My take : Read if you want to understand the argument for career capital. You may or may not agree on the passion mindset but whatever path one follows one has to be so good that one cannot be ignored.

10. Astrophysics for People in a Hurry - Neil DeGrasse Tyson

Reading this book was like a treat ! Immensely enjoyable. Not for nothing has this been awarded best book in Science & Technology category in Goodreads Choice Awards of 2017. (Okay okay I voted for it too !). The basic concepts of astrophysics are explained simply and in a straight forward easy manner.

Why the cosmos perspective is important is beautifully explained -

The day our knowledge of the cosmos ceases to expand, we risk regressing to the childish view that the universe figuratively and literally revolves around us.

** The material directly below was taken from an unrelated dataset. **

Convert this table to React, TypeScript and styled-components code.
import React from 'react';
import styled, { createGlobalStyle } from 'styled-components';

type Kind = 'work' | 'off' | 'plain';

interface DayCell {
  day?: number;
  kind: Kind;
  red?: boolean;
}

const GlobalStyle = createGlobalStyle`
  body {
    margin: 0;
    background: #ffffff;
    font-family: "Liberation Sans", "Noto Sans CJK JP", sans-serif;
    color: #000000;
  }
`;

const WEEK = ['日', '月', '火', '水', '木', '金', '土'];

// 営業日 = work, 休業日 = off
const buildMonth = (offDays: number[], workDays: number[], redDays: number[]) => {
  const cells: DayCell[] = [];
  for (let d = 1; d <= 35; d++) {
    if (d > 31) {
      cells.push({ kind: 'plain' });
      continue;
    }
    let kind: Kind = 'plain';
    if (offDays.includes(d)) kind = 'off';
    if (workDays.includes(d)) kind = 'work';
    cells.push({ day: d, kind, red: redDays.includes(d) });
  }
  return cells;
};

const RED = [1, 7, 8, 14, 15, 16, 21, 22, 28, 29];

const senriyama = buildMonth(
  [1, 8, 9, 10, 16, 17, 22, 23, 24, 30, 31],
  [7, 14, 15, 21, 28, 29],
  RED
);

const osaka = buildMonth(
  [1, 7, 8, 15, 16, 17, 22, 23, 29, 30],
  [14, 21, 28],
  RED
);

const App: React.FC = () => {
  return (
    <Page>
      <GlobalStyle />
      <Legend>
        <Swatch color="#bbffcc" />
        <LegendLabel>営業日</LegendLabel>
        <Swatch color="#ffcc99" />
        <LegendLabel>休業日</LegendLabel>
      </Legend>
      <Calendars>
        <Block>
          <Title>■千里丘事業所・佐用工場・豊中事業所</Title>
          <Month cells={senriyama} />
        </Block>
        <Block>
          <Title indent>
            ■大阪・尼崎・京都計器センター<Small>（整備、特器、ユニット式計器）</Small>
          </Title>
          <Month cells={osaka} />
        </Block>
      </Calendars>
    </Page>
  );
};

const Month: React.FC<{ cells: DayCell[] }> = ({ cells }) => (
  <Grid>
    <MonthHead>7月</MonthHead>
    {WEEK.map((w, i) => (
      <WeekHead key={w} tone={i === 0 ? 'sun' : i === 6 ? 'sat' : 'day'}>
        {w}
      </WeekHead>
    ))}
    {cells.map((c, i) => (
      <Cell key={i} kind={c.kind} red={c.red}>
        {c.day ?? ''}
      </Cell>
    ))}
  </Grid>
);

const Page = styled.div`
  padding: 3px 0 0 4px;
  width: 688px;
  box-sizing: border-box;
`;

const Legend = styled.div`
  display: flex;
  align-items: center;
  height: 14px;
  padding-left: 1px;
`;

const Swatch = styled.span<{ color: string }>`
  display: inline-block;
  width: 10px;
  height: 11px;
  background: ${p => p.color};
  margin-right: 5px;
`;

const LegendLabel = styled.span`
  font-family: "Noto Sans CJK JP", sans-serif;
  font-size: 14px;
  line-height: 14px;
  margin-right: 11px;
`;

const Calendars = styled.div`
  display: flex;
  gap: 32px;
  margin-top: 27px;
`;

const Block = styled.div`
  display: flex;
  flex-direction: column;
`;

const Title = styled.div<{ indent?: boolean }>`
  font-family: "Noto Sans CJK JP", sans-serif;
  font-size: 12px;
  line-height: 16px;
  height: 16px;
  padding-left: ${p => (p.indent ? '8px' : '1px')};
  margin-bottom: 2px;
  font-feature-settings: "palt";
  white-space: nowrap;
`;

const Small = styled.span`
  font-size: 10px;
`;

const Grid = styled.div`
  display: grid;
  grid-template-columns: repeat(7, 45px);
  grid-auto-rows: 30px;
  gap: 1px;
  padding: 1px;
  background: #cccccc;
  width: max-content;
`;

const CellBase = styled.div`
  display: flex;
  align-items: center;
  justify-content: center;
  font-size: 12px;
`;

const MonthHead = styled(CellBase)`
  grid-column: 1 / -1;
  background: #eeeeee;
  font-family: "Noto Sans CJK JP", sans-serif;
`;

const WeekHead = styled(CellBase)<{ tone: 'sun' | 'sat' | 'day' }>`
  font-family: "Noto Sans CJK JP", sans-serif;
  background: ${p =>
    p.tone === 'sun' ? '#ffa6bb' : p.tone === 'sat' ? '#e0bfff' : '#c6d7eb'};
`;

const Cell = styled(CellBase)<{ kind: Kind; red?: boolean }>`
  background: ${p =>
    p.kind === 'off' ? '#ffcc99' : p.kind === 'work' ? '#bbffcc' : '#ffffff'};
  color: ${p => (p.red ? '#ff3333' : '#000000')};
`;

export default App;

In that bleak world, arms-bearing, resource-hungry people and nations would be prone to act on their “low contracted prejudices.” And that would be the last gasp of human enlightenment.

The thrilling journey in the book talks about space as a hazardous place which forces us to reassess the value of all humans to one another, the common elements active in the universe, orbits of planets and stars, gravity and how Jupiter acts as a gravitational shield and ensures Earth is a place of  relative peace (cosmologically speaking), the different wavelengths used by telescopes and what one can infer from them, dark energy, dark matter (Dark matter is a mysterious substance that has gravity but does not interact with light in any known way), dark matter haloes (seriously!?) and how the next generations may see less than we do, as the growing expansion of the universe may take things beyond the visible edge. Fascinating !!

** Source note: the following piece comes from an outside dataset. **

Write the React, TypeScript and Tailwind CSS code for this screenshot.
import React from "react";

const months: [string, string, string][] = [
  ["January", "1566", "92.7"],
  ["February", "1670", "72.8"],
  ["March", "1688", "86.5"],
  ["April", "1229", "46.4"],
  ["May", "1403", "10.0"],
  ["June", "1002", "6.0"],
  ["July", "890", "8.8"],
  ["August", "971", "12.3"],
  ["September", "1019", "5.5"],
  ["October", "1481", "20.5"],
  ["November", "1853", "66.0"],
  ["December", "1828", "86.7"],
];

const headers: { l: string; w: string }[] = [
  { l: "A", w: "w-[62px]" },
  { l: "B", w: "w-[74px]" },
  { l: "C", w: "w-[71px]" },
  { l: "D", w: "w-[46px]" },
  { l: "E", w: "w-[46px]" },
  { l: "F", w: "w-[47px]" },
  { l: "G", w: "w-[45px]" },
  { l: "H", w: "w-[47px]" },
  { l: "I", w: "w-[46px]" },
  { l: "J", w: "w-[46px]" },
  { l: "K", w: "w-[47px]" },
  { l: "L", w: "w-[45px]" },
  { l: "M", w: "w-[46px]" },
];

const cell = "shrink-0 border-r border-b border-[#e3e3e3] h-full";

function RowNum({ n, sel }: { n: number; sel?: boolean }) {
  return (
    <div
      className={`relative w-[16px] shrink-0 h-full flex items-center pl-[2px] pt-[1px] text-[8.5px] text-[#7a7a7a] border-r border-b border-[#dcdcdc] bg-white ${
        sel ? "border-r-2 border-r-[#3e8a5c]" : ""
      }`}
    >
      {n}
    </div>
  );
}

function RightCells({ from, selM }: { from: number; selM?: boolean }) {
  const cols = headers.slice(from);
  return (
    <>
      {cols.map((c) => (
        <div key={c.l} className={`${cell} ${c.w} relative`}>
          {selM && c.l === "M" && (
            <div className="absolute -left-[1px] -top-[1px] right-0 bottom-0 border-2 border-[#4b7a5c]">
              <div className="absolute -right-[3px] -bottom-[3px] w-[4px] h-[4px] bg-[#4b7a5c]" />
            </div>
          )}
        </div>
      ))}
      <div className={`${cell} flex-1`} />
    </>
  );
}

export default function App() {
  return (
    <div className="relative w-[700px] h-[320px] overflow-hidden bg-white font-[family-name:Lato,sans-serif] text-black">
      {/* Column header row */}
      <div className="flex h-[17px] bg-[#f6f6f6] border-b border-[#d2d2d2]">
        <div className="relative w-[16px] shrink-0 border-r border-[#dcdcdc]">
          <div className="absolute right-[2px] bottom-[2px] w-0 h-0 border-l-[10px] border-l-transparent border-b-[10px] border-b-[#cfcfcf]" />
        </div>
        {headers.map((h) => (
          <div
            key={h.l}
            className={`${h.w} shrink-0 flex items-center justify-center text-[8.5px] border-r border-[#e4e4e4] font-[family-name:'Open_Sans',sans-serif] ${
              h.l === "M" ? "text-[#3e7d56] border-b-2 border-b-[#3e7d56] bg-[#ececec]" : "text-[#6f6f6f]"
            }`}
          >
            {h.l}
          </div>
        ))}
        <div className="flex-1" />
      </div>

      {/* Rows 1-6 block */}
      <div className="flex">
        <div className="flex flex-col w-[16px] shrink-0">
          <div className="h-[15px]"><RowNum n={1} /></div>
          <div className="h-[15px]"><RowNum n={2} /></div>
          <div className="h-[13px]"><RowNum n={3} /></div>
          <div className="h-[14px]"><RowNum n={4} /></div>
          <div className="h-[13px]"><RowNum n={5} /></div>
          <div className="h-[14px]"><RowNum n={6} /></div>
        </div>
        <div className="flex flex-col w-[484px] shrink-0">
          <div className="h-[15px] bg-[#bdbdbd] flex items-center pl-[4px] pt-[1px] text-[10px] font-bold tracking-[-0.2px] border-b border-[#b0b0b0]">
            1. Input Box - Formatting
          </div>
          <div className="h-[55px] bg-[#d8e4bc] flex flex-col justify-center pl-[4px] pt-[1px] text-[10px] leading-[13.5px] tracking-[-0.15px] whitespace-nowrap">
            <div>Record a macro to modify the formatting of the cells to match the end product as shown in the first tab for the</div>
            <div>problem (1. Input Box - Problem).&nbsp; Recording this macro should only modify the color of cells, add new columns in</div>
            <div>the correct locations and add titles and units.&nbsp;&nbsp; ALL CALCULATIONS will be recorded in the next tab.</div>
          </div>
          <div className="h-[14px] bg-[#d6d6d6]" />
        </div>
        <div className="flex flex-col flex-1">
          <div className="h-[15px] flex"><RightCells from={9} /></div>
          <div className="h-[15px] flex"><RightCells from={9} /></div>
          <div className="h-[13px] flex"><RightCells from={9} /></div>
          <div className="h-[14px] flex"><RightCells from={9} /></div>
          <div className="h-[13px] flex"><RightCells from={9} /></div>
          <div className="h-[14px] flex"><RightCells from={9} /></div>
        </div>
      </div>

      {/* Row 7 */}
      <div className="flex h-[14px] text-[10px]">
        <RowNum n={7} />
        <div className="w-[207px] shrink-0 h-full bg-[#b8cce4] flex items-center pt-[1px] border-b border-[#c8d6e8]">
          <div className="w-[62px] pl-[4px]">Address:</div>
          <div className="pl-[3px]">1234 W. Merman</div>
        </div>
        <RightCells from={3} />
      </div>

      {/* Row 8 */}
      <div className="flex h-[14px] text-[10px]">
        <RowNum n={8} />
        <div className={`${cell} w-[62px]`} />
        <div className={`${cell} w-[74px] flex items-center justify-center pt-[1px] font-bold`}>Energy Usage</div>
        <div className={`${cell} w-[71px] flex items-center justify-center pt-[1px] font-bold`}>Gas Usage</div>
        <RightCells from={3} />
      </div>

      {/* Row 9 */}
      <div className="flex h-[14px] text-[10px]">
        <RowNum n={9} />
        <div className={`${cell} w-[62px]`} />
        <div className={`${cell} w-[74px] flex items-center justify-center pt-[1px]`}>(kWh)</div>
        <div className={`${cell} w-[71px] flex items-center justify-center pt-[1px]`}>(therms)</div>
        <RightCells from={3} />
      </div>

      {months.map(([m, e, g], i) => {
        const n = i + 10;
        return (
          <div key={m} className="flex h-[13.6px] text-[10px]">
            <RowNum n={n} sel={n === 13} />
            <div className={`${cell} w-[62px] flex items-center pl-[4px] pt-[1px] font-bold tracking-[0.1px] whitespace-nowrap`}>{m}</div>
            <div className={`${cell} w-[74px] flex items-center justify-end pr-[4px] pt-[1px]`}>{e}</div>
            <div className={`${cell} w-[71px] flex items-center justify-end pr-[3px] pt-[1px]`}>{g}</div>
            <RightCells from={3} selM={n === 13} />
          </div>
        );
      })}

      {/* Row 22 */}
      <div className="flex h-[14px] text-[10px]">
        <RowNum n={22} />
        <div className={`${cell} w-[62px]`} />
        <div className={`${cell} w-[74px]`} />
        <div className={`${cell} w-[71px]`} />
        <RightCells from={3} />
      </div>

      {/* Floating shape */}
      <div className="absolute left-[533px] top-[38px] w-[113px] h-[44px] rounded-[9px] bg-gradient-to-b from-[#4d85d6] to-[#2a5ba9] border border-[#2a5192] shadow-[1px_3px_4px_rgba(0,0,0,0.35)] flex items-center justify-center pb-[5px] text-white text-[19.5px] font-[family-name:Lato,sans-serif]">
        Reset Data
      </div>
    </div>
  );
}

This point captured my attention too -

The twentieth-century American theoretical physicist John Archibald Wheeler said it best, summing up Einstein’s concept as, “Matter tells space how to curve; space tells matter how to move.”

My take : Absolute Must Read for a fun-filled dive into the world of the cosmos without any equations. 

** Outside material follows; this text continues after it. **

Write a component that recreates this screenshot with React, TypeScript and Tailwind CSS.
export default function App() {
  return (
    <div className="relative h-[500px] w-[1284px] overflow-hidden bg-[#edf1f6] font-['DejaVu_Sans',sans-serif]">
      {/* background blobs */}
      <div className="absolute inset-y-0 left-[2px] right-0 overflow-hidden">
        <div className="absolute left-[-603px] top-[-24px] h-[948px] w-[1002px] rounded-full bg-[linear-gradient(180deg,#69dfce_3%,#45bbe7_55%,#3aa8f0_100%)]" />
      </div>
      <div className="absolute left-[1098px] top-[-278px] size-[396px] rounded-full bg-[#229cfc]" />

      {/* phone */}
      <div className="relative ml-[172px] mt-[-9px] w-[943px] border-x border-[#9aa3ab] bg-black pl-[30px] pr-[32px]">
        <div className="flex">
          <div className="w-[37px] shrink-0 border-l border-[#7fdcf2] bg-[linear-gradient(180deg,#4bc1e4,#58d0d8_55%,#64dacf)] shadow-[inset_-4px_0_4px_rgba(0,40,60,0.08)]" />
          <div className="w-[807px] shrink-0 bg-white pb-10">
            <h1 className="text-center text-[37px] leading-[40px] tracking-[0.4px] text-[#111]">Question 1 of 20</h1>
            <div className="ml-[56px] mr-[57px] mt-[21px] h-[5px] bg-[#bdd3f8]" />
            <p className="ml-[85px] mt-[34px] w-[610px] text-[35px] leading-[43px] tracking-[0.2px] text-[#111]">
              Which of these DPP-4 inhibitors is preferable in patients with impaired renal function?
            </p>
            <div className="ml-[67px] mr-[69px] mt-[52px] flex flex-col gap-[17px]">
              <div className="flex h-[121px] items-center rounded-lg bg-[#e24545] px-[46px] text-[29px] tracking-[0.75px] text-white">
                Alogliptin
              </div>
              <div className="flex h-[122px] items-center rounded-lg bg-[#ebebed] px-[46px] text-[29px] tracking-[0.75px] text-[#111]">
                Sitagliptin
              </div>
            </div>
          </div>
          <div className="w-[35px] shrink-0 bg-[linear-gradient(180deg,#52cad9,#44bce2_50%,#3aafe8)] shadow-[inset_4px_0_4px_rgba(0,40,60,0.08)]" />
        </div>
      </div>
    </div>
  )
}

Some other good books that I read :

1. Storm in a Teacup: The Physics of Everyday Life by Helen Czerski

My take : Read if you are interested to know about physics in every day life.

2. The CS Detective by Jeremy Kubica

My take : Read if interested in learning about algorithms explained using a story. I read it more from curiosity to see how algorithms were used in a narrative.

3. Better Than Before: Mastering the Habits of Our Everyday Lives by Gretchen Rubin

My take : Read if you want self help for starting and keeping habits.

4. How to Talk So Kids Will Listen & Listen So Kids Will Talk by Adele Faber & Elaine Mazlish

My take : The title says it all. Read if you want to get hints on where one goes wrong while talking to children. This book has convenient comic-strip-type-panels which shows common ways a parent may behave vs the better way to talk/behave in a situation. Very very helpful.

5. NurtureShock: New Thinking About Children by Po Bronson & Ashley Merryman

Explanatory book which combines understanding the psychology of children along with the physiological changes. The true cost of sleep deprivation is mentioned in detail.

My take : Read if as a parent you would like to understand what makes your child behave the way he/she does and how you can be supportive.

6. The Theory That Would Not Die: How Bayes' Rule Cracked the Enigma Code, Hunted Down Russian Submarines, and Emerged Triumphant from Two Centuries of Controversy by Sharon Bertsch McGrayne

My take: Read if you want to know the tumultuous history behind Bayes Rule.